* BEGIN *

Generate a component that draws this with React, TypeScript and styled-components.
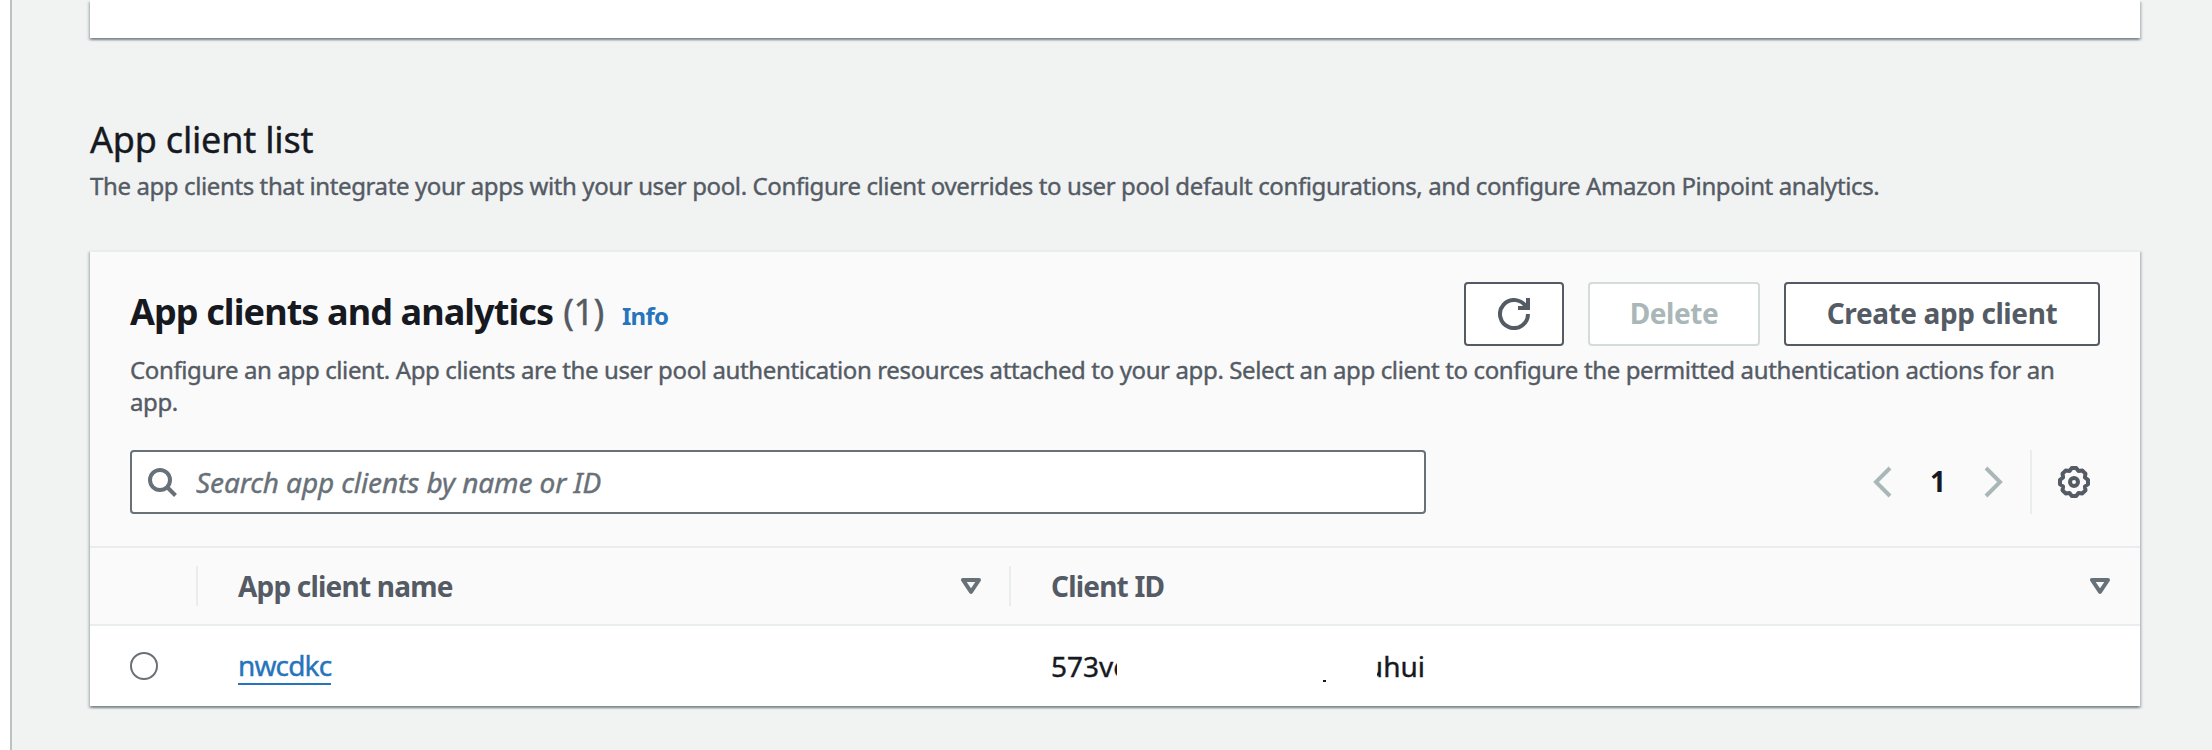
import React from "react";
import styled, { createGlobalStyle } from "styled-components";

const color = {
  page: "#f1f3f3",
  heading: "#16191f",
  text: "#545b64",
  icon: "#687078",
  disabled: "#aab7b8",
  disabledBorder: "#d5dbdb",
  divider: "#eaeded",
  link: "#2674bb",
};

const GlobalStyle = createGlobalStyle`
  * { box-sizing: border-box; }
  body {
    margin: 0;
    background: ${color.page};
    font-family: "Noto Sans", "Open Sans", sans-serif;
    color: ${color.heading};
  }
  h1, h2, p { margin: 0; }
`;

const Shell = styled.div`
  display: flex;
  height: 750px;
  overflow: hidden;
`;

const SideStrip = styled.div`
  flex: none;
  width: 12px;
  background: #fff;
  border-right: 2px solid #b9c3c4;
`;

const Content = styled.main`
  flex: none;
  width: 2128px;
  padding-left: 78px;
`;

const Panel = styled.section`
  background: #fff;
  box-shadow:
    0 2px 2px 0 rgba(0, 28, 36, 0.3),
    2px 2px 2px 0 rgba(0, 28, 36, 0.15),
    -2px 2px 2px 0 rgba(0, 28, 36, 0.15);
`;

const PreviousPanel = styled(Panel)`
  height: 38px;
`;

const ClientsPanel = styled(Panel)`
  margin-top: 48px;
  border-top: 2px solid ${color.divider};
`;

const PageHeading = styled.h1`
  margin-top: 80px;
  font-size: 36px;
  line-height: 44px;
  font-weight: 400;
  letter-spacing: -0.2px;
  -webkit-text-stroke: 0.4px;
`;

const Description = styled.p<{ $top: number; $spacing: number }>`
  margin-top: ${(p) => p.$top}px;
  font-size: 24px;
  line-height: 32px;
  letter-spacing: ${(p) => p.$spacing}px;
  color: ${color.text};
  -webkit-text-stroke: 0.4px;
`;

const PanelHeader = styled.header`
  padding: 30px 40px 32px;
  background: #fafafa;
  border-bottom: 2px solid ${color.divider};
`;

const HeaderRow = styled.div`
  display: flex;
  justify-content: space-between;
  align-items: flex-start;
`;

const TitleGroup = styled.div`
  display: flex;
  align-items: baseline;
  padding-top: 8px;
  line-height: 44px;
`;

const Title = styled.h2`
  font-size: 36px;
  font-weight: 700;
  letter-spacing: -0.9px;
`;

const Counter = styled.span`
  margin-left: 10px;
  font-size: 36px;
  letter-spacing: -0.5px;
  color: ${color.text};
  -webkit-text-stroke: 0.4px;
`;

const InfoLink = styled.a`
  margin-left: 18px;
  font-size: 24px;
  font-weight: 700;
  letter-spacing: -0.7px;
  color: ${color.link};
`;

const Actions = styled.div`
  display: flex;
  gap: 24px;
`;

const Button = styled.button<{ $width: number }>`
  display: flex;
  align-items: center;
  justify-content: center;
  width: ${(p) => p.$width}px;
  height: 64px;
  padding: 0 0 2px;
  border: 2px solid ${color.text};
  border-radius: 4px;
  background: #fff;
  font: 700 28px "Noto Sans", "Open Sans", sans-serif;
  letter-spacing: -0.4px;
  color: ${color.text};

  &:disabled {
    border-color: ${color.disabledBorder};
    color: ${color.disabled};
  }
`;

const IconButton = styled(Button)`
  padding: 0;
`;

const ToolRow = styled.div`
  display: flex;
  justify-content: space-between;
  height: 64px;
  margin-top: 32px;
`;

const SearchBox = styled.label`
  display: flex;
  align-items: center;
  width: 1296px;
  padding-left: 14px;
  border: 2px solid ${color.icon};
  border-radius: 4px;
  background: #fff;
`;

const SearchInput = styled.input`
  flex: 1;
  margin-left: 18px;
  padding: 0;
  border: 0;
  outline: 0;
  background: transparent;
  font: 400 28px "Noto Sans", "Open Sans", sans-serif;
  letter-spacing: -0.1px;
  -webkit-text-stroke: 0.4px;

  &::placeholder {
    color: ${color.icon};
    font-style: italic;
    opacity: 1;
  }
`;

const Pagination = styled.div`
  display: flex;
  align-items: center;
  margin-right: 10px;
`;

const PageNumber = styled.span`
  width: 92px;
  padding-bottom: 2px;
  font-size: 28px;
  font-weight: 700;
  text-align: center;
`;

const Divider = styled.span`
  width: 2px;
  height: 64px;
  margin: 0 26px;
  background: ${color.divider};
`;

const Row = styled.div`
  display: grid;
  grid-template-columns: 108px 813px 1fr;
  align-items: center;
`;

const ColumnRow = styled(Row)`
  height: 78px;
  background: #fafafa;
  border-bottom: 2px solid ${color.divider};
`;

const DataRow = styled(Row)`
  height: 80px;
  font-size: 28px;
  line-height: 38px;
  -webkit-text-stroke: 0.4px;
`;

const ColumnHeader = styled.div<{ $end: number; $divided?: boolean }>`
  display: flex;
  align-items: center;
  justify-content: space-between;
  height: 40px;
  padding: 0 ${(p) => p.$end}px 0 40px;
  border-right: ${(p) => (p.$divided ? `2px solid ${color.divider}` : "0")};
  font-size: 28px;
  font-weight: 700;
  line-height: 38px;
  color: ${color.text};
`;

const ColumnLabel = styled.span`
  padding-bottom: 1px;
  letter-spacing: -0.8px;
`;

const Cell = styled.div`
  display: flex;
  align-items: center;
  padding-left: 40px;
`;

const Radio = styled.span`
  width: 28px;
  height: 28px;
  border: 2px solid ${color.icon};
  border-radius: 50%;
`;

const ClientLink = styled.a`
  border-bottom: 2px solid ${color.link};
  line-height: 36px;
  letter-spacing: -0.85px;
  color: ${color.link};
`;

const IdPart = styled.span<{ $width: number; $fromEnd?: boolean }>`
  display: flex;
  justify-content: ${(p) => (p.$fromEnd ? "flex-end" : "flex-start")};
  width: ${(p) => p.$width}px;
  overflow: hidden;
  white-space: nowrap;
`;

const IdSpeck = styled.span`
  width: 3px;
  height: 2px;
  margin: 30px 51px 0 206px;
  background: ${color.heading};
`;

const RefreshIcon = () => (
  <svg width="32" height="32" viewBox="0 0 16 16" fill="none" stroke={color.text} strokeWidth="2">
    <path d="M10 5h5V0" />
    <path d="M15 8a7 7 0 1 1-.75-3.15" />
  </svg>
);

const SearchIcon = () => (
  <svg width="32" height="32" viewBox="0 0 32 32" fill="none" stroke={color.icon} strokeWidth="4">
    <circle cx="14" cy="14" r="10" />
    <path d="M21 21l8.5 8.5" />
  </svg>
);

const Chevron = ({ d }: { d: string }) => (
  <svg width="20" height="32" viewBox="0 0 20 32" fill="none" stroke={color.disabled} strokeWidth="4">
    <path d={d} />
  </svg>
);

const GearIcon = () => (
  <svg width="32" height="32" viewBox="-8 -8 16 16" fill="none" stroke={color.text} strokeWidth="2">
    <circle r="2" />
    <path
      strokeLinejoin="round"
      d="M-1.1-7H1.1L2.26-5.45 4.17-5.73 5.73-4.17 5.45-2.26 7-1.1V1.1L5.45 2.26 5.73 4.17 4.17 5.73 2.26 5.45 1.1 7H-1.1L-2.26 5.45-4.17 5.73-5.73 4.17-5.45 2.26-7 1.1V-1.1L-5.45-2.26-5.73-4.17-4.17-5.73-2.26-5.45Z"
    />
  </svg>
);

const SortIcon = () => (
  <svg width="20" height="16" viewBox="0 0 20 16" fill="none" stroke={color.icon} strokeWidth="4" strokeLinejoin="round">
    <path d="M2 2h16l-8 11.8z" />
  </svg>
);

export default function App() {
  return (
    <Shell>
      <GlobalStyle />
      <SideStrip />
      <Content>
        <PreviousPanel />
        <PageHeading>App client list</PageHeading>
        <Description $top={8} $spacing={-0.39}>
          The app clients that integrate your apps with your user pool. Configure client overrides to user pool
          default configurations, and configure Amazon Pinpoint analytics.
        </Description>
        <ClientsPanel>
          <PanelHeader>
            <HeaderRow>
              <TitleGroup>
                <Title>App clients and analytics</Title>
                <Counter>(1)</Counter>
                <InfoLink>Info</InfoLink>
              </TitleGroup>
              <Actions>
                <IconButton $width={100} aria-label="Refresh">
                  <RefreshIcon />
                </IconButton>
                <Button $width={172} disabled>
                  Delete
                </Button>
                <Button $width={316}>Create app client</Button>
              </Actions>
            </HeaderRow>
            <Description $top={8} $spacing={-0.375}>
              Configure an app client. App clients are the user pool authentication resources attached to your app.
              Select an app client to configure the permitted authentication actions for an app.
            </Description>
            <ToolRow>
              <SearchBox>
                <SearchIcon />
                <SearchInput placeholder="Search app clients by name or ID" />
              </SearchBox>
              <Pagination>
                <Chevron d="M18 2L4 16l14 14" />
                <PageNumber>1</PageNumber>
                <Chevron d="M2 2l14 14L2 30" />
                <Divider />
                <GearIcon />
              </Pagination>
            </ToolRow>
          </PanelHeader>
          <ColumnRow>
            <ColumnHeader $end={0} $divided />
            <ColumnHeader $end={28} $divided>
              <ColumnLabel>App client name</ColumnLabel>
              <SortIcon />
            </ColumnHeader>
            <ColumnHeader $end={30}>
              <ColumnLabel>Client ID</ColumnLabel>
              <SortIcon />
            </ColumnHeader>
          </ColumnRow>
          <DataRow>
            <Cell>
              <Radio />
            </Cell>
            <Cell>
              <ClientLink>nwcdkc</ClientLink>
            </Cell>
            <Cell>
              <IdPart $width={66}>573vc</IdPart>
              <IdSpeck />
              <IdPart $width={48} $fromEnd>
                uhui
              </IdPart>
            </Cell>
          </DataRow>
        </ClientsPanel>
      </Content>
    </Shell>
  );
}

* END *

■ **What to work on**: Identify and list each line with the word "components".

■ **Expected answer**:
Generate a component that draws this with React, TypeScript and styled-components.
import styled, { createGlobalStyle } from "styled-components";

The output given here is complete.